# [Objective]
Look through the data below. Collect every line where the word "this" occurs.

** START OF Data entries **

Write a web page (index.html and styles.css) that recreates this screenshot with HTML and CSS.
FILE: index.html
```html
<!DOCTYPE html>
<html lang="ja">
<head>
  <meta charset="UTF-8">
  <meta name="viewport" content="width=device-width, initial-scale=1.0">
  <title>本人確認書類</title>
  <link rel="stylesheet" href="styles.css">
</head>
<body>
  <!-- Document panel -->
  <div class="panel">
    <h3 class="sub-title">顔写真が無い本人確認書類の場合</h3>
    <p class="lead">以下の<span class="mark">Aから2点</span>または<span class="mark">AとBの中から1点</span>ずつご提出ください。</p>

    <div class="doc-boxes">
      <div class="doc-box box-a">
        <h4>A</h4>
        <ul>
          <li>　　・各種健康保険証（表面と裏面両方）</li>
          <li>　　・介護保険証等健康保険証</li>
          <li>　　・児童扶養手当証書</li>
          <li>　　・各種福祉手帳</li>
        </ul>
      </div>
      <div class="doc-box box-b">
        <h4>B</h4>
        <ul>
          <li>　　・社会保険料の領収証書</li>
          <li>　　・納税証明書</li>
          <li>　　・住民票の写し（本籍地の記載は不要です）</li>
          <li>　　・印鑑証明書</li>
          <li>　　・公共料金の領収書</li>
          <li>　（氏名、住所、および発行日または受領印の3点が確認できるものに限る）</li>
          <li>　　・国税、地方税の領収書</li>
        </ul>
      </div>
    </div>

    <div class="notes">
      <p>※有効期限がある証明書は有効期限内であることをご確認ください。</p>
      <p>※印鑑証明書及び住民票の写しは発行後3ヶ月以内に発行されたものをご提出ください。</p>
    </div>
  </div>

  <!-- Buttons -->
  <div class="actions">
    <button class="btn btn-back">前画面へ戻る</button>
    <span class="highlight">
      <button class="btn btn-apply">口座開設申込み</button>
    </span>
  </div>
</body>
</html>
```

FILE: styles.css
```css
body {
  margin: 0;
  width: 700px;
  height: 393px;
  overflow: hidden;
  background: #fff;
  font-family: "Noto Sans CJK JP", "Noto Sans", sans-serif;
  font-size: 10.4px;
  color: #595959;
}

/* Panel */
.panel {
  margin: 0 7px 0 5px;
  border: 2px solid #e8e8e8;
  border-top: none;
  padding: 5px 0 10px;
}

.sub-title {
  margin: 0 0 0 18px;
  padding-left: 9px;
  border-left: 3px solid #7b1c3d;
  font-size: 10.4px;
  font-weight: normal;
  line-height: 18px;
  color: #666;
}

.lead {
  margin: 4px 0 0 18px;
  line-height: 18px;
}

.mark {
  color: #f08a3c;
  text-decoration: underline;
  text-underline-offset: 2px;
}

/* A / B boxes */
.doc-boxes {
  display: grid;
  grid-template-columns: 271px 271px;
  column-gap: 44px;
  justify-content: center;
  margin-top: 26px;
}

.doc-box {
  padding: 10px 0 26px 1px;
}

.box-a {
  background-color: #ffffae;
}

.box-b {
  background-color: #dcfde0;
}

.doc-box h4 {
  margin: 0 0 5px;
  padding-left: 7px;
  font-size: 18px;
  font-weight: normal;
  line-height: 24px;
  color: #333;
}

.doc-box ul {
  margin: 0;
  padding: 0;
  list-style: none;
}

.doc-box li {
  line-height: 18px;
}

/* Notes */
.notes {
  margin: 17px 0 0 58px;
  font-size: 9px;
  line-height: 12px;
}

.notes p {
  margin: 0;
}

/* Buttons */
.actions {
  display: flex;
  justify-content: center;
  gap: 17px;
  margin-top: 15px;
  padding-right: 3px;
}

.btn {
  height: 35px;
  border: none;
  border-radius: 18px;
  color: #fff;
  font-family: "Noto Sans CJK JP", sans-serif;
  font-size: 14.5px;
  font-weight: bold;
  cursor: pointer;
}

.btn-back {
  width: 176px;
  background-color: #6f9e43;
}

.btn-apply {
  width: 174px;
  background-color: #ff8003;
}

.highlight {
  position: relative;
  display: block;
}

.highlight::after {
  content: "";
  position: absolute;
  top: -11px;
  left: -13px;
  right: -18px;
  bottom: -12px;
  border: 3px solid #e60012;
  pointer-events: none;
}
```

** END OF Data entries **
** START OF Data entries **

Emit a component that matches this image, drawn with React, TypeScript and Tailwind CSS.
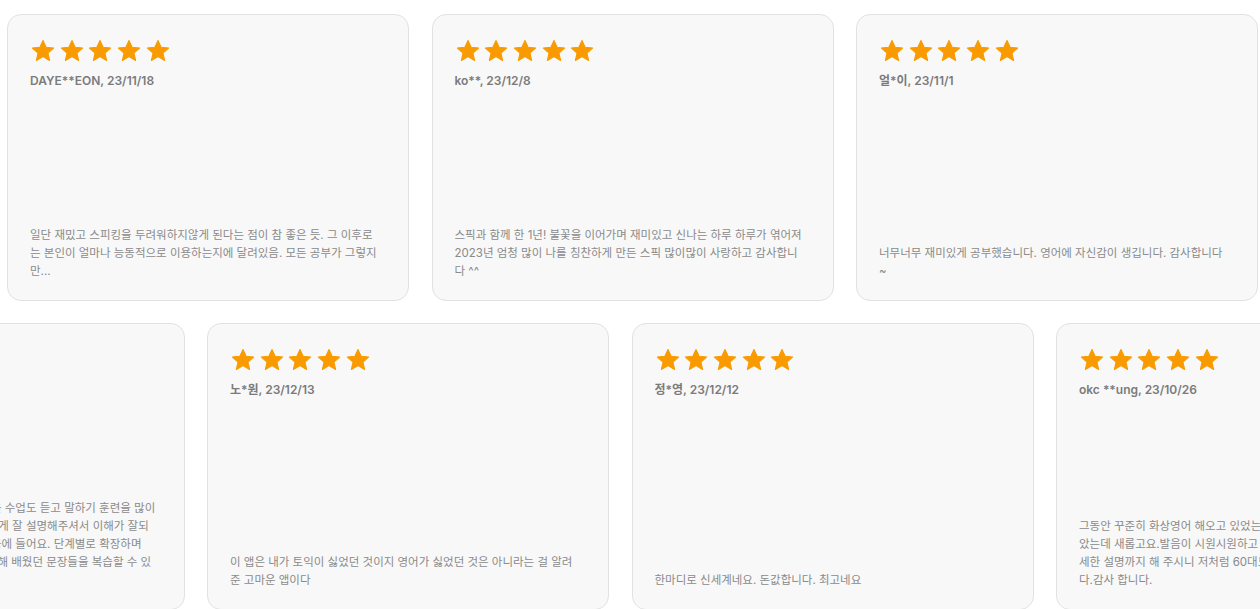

** END OF Data entries **

# [Exercise output]
Write a web page (index.html and styles.css) that recreates this screenshot with HTML and CSS.
Emit a component that matches this image, drawn with React, TypeScript and Tailwind CSS.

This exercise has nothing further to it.